Les syndicalistes sont tellement sur la défensive que même les cérémonies religieuses si enclines à ramollir l’extrémisme de l’homo senegalensis ne sont pas épargnées. Ainsi un dignitaire de la famille Niasse, Mounzir, lors de son récent gamou à Banjul, a dû laisser les véhicules de son cortège à Karang pour faire le reste du trajet à pied jusqu’en Gambie où l’attendait une délégation.

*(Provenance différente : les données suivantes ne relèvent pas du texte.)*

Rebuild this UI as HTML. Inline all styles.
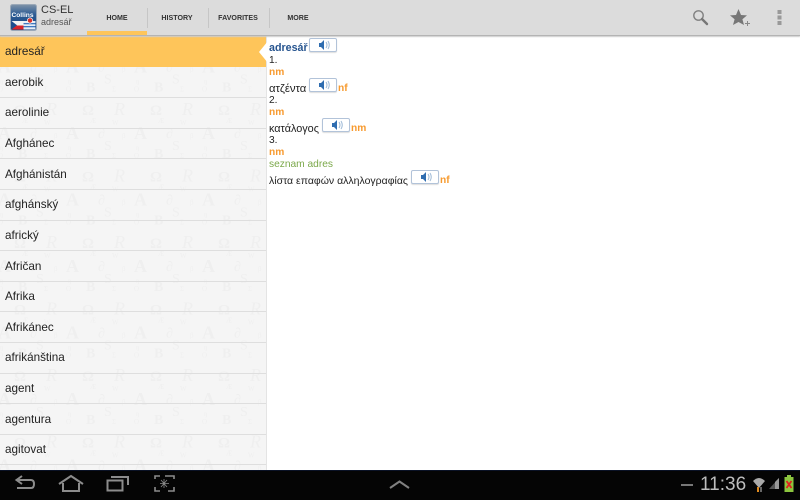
<!DOCTYPE html>
<html><head><meta charset="utf-8">
<style>
html,body{margin:0;padding:0;width:800px;height:500px;overflow:hidden;background:#fff;font-family:"Liberation Sans","DejaVu Sans",sans-serif}
.abs{position:absolute}
#top{position:absolute;left:0;top:0;width:800px;height:35px;background:#dcdcdc;border-bottom:1px solid #b4b4b4;box-shadow:0 1px 1px #ccc}
.tab{position:absolute;top:12.5px;font-size:7.1px;font-weight:bold;color:#333;line-height:10px;text-align:center;width:60px}
.sep{position:absolute;top:8px;width:1px;height:20px;background:#c6c6c6}
#list{position:absolute;left:0;top:36px;width:267px;height:434px;background:#f5f5f5;overflow:hidden;border-right:1px solid #e4e4e4;box-sizing:border-box}
.row{position:absolute;left:0;width:267px;height:30px;font-size:11.7px;color:#222;line-height:14px;padding-left:5px;box-sizing:border-box}
.line{position:absolute;left:0;width:267px;height:1px;background:#dedede}
#c{position:absolute;left:269px;top:0;font-size:10.2px;color:#222}
#c div{position:absolute;white-space:nowrap;line-height:12px}
.o{color:#f79a2e}
.snd{position:absolute;width:26px;height:12px;border:1px solid #b2c3d9;border-radius:2px;background:#fff;box-shadow:0 1px 1px #ddd}
.snd svg{position:absolute;left:9px;top:1px}
</style></head><body>
<div id="list">
<svg class="abs" style="left:0;top:0" width="267" height="434">
<defs><pattern id="p" width="68" height="66.5" patternUnits="userSpaceOnUse" x="-6" y="-10.5">
<g fill="#efefef" font-family="Liberation Serif,serif">
<text x="20" y="23" font-size="15" font-weight="bold">Ω</text>
<text x="52" y="23" font-size="18" font-style="italic">R</text>
<text x="28" y="31" font-size="7">Æ</text>
<text x="50" y="33" font-size="7">W</text>
<text x="4" y="47" font-size="18" font-weight="bold">A</text>
<text x="36" y="46" font-size="14">∂</text>
<text x="60" y="46" font-size="7">β</text>
<text x="6" y="58" font-size="7">ŋ</text>
<text x="42" y="58" font-size="14">S</text>
<text x="24" y="66" font-size="14" font-weight="bold">B</text>
<text x="4" y="66" font-size="7">O</text>
<text x="50" y="66" font-size="7">Σ</text>
</g></pattern></defs>
<rect width="267" height="434" fill="url(#p)"/>
</svg>
<div class="line" style="top:61px"></div><div class="line" style="top:92px"></div><div class="line" style="top:122px"></div><div class="line" style="top:153px"></div><div class="line" style="top:184px"></div><div class="line" style="top:214px"></div><div class="line" style="top:245px"></div><div class="line" style="top:275px"></div><div class="line" style="top:306px"></div><div class="line" style="top:337px"></div><div class="line" style="top:367px"></div><div class="line" style="top:398px"></div><div class="line" style="top:428px"></div>
<div class="abs" style="left:0;top:0;width:267px;height:31px;background:#fec55a"></div>
<div class="row" style="top:9px">adresář</div>
<div class="row" style="top:40px">aerobik</div>
<div class="row" style="top:70px">aerolinie</div>
<div class="row" style="top:101px">Afghánec</div>
<div class="row" style="top:132px">Afghánistán</div>
<div class="row" style="top:162px">afghánský</div>
<div class="row" style="top:193px">africký</div>
<div class="row" style="top:224px">Afričan</div>
<div class="row" style="top:254px">Afrika</div>
<div class="row" style="top:285px">Afrikánec</div>
<div class="row" style="top:315px">afrikánština</div>
<div class="row" style="top:346px">agent</div>
<div class="row" style="top:377px">agentura</div>
<div class="row" style="top:407px">agitovat</div>
</div>
<svg class="abs" style="left:258px;top:41px" width="10" height="22"><polygon points="10,0 1,11 10,22" fill="#fff"/></svg>
<div id="top">
<svg class="abs" style="left:10px;top:4px" width="27" height="27">
<defs><linearGradient id="g" x1="0" y1="0" x2="0" y2="1"><stop offset="0" stop-color="#7f93a8"/><stop offset=".4" stop-color="#2a5a94"/><stop offset="1" stop-color="#20477c"/></linearGradient></defs>
<rect x="0.5" y="0.5" width="26" height="26" rx="2" fill="url(#g)" stroke="#9aa8b8"/>
<rect x="1.500" y="17" width="12" height="4.500" fill="#f2f2f2"/>
<rect x="1.500" y="21.500" width="12" height="4" fill="#d8232a"/>
<polygon points="1.500,17 1.500,25.500 7,21.250" fill="#1d4d8f"/>
<rect x="13.500" y="17" width="12" height="8.500" fill="#e6edf6"/>
<rect x="13.500" y="19" width="12" height="1.300" fill="#3f78c0"/><rect x="13.500" y="22" width="12" height="1.300" fill="#3f78c0"/>
<circle cx="20" cy="16.500" r="2.600" fill="#d8332a" stroke="#fff" stroke-width=".7"/>
<text x="1.500" y="13" font-size="6.600" font-weight="bold" fill="#fff" font-family="Liberation Sans,sans-serif">Collins</text>
</svg>
<div class="abs" style="left:41px;top:3px;font-size:11px;line-height:14px;color:#333">CS-EL</div>
<div class="abs" style="left:41px;top:16px;font-size:9px;line-height:12px;color:#555">adresář</div>
<div class="tab" style="left:87px">HOME</div>
<div class="sep" style="left:147px"></div>
<div class="tab" style="left:147px">HISTORY</div>
<div class="sep" style="left:208px"></div>
<div class="tab" style="left:208px">FAVORITES</div>
<div class="sep" style="left:269px"></div>
<div class="tab" style="left:268px">MORE</div>
<div class="abs" style="left:87px;top:31px;width:60px;height:4px;background:#fec55a"></div>
<svg class="abs" style="left:692px;top:9px" width="17" height="17"><circle cx="6.5" cy="6.5" r="4.7" fill="none" stroke="#808080" stroke-width="1.4"/><path d="M10 10 L15 15" stroke="#777" stroke-width="2.4" stroke-linecap="round"/></svg>
<svg class="abs" style="left:730px;top:9px" width="22" height="17"><polygon points="8.5,0 11,6 17,6.400 12.400,10.200 14,16 8.500,13 3,16 4.600,10.200 0,6.400 6,6" fill="#777"/><path d="M15 14.500h5M17.500 12v5" stroke="#888" stroke-width="1"/></svg>
<svg class="abs" style="left:777px;top:10px" width="5" height="15"><rect width="4" height="4" x="0.5" y="0" fill="#999"/><rect width="4" height="4" x="0.5" y="5.500" fill="#999"/><rect width="4" height="4" x="0.5" y="11" fill="#999"/></svg>
</div>
<div id="c">
<div style="top:42px;left:0;font-weight:bold;font-size:10.700px;color:#26548f">adresář</div>
<div style="top:55px;left:0">1.</div>
<div class="o" style="top:67px;left:0;font-weight:bold">nm</div>
<div style="top:83px;left:0;font-size:11.300px">ατζέντα</div>
<div class="o" style="top:83px;left:69px;font-weight:bold">nf</div>
<div style="top:95px;left:0">2.</div>
<div class="o" style="top:107px;left:0;font-weight:bold">nm</div>
<div style="top:123px;left:0;font-size:10.850px">κατάλογος</div>
<div class="o" style="top:123px;left:82px;font-weight:bold">nm</div>
<div style="top:135px;left:0">3.</div>
<div class="o" style="top:147px;left:0;font-weight:bold">nm</div>
<div style="top:159px;left:0;color:#7ba84a">seznam adres</div>
<div style="top:175px;left:0;font-size:10.500px">λίστα επαφών αλληλογραφίας</div>
<div class="o" style="top:175px;left:171px;font-weight:bold">nf</div>
</div>
<div class="snd" style="left:309px;top:38px"><svg width="11" height="10"><path d="M0 3h2l3-3v10l-3-3H0z" fill="#2f6db0"/><path d="M7 2q2 3 0 6M9 1q2.500 4 0 8" stroke="#9db9d6" fill="none"/></svg></div>
<div class="snd" style="left:309px;top:78px"><svg width="11" height="10"><path d="M0 3h2l3-3v10l-3-3H0z" fill="#2f6db0"/><path d="M7 2q2 3 0 6M9 1q2.500 4 0 8" stroke="#9db9d6" fill="none"/></svg></div>
<div class="snd" style="left:322px;top:118px"><svg width="11" height="10"><path d="M0 3h2l3-3v10l-3-3H0z" fill="#2f6db0"/><path d="M7 2q2 3 0 6M9 1q2.500 4 0 8" stroke="#9db9d6" fill="none"/></svg></div>
<div class="snd" style="left:411px;top:170px"><svg width="11" height="10"><path d="M0 3h2l3-3v10l-3-3H0z" fill="#2f6db0"/><path d="M7 2q2 3 0 6M9 1q2.500 4 0 8" stroke="#9db9d6" fill="none"/></svg></div>
<div class="abs" style="left:0;top:470px;width:800px;height:30px;background:#050505">
<div class="abs" style="left:0;top:0;width:800px;height:1px;background:#0a1226"></div>
<svg class="abs" style="left:0;top:0" width="200" height="30" fill="none" stroke="#8c8c8c" stroke-width="2">
<path d="M17 10H31Q34 10 34 14Q34 18 31 18H17"/><path d="M22 6L16.500 10L22 14" />
<path d="M59 14L71 6L83 14" /><path d="M63 13V21H79V13"/>
<rect x="107.500" y="10.500" width="15" height="10"/><path d="M111 7H128V15"/>
<path d="M155 9V6H160M165 6H174V9M174 17V21H168M160 21H155V17" stroke-width="1.600"/>
<path d="M164 9V18M160 13.500H169M161 10L167 17M167 10L161 17" stroke-width=".8"/>
</svg>
<svg class="abs" style="left:388px;top:8px" width="24" height="14"><path d="M2 10L11.500 3.500L21 10" fill="none" stroke="#808080" stroke-width="2"/></svg>
<div class="abs" style="left:681px;top:14px;width:12px;height:2px;background:#777"></div>
<div class="abs" style="left:700px;top:4px;font-size:19px;line-height:22px;color:#bdbdbd">11:36</div>
<svg class="abs" style="left:752px;top:6px" width="15" height="17"><path d="M1 5Q7 -1 13 5L7 12Z" fill="#aaa"/><path d="M6 11v5" stroke="#e08a1e" stroke-width="2"/><path d="M9 11v5" stroke="#888" stroke-width="1.500"/></svg>
<svg class="abs" style="left:768px;top:7px" width="12" height="13"><polygon points="11,1 11,12 1,12" fill="#555"/><polygon points="11,1 11,12 7,12 7,5" fill="#999"/></svg>
<svg class="abs" style="left:784px;top:5px" width="10" height="18"><rect x="3" y="0" width="4" height="2" fill="#8cc63f"/><rect x="0.500" y="2" width="9" height="15" fill="#8cc63f"/><path d="M2.500 6L7.500 13M7.500 6L2.500 13" stroke="#e02020" stroke-width="1.800"/></svg>
</div>
</body></html>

La hausse unilatérale du prix du passage à 400 mille en février dernier est la goutte d’eau qui a fait déborder le vase. Le dernier d’un agrégat de décisions injustes qui a motivé la décision des transporteurs sénégalais et nourrit leur intransigeance. La fermeture des frontières gambiennes de 19 à 7 heures du matin, le paiement obligatoire en CFA du passage du bac par les véhicules sénégalais ; et les tracasseries ont eu raison de la patience des chauffeurs. Ces derniers affirment que c’est une consigne qui a été à l’origine du mouvement, et c’en est une qui y mettra un terme. En attendant Karang et Hamdallaye sont au bord de l’asphyxie.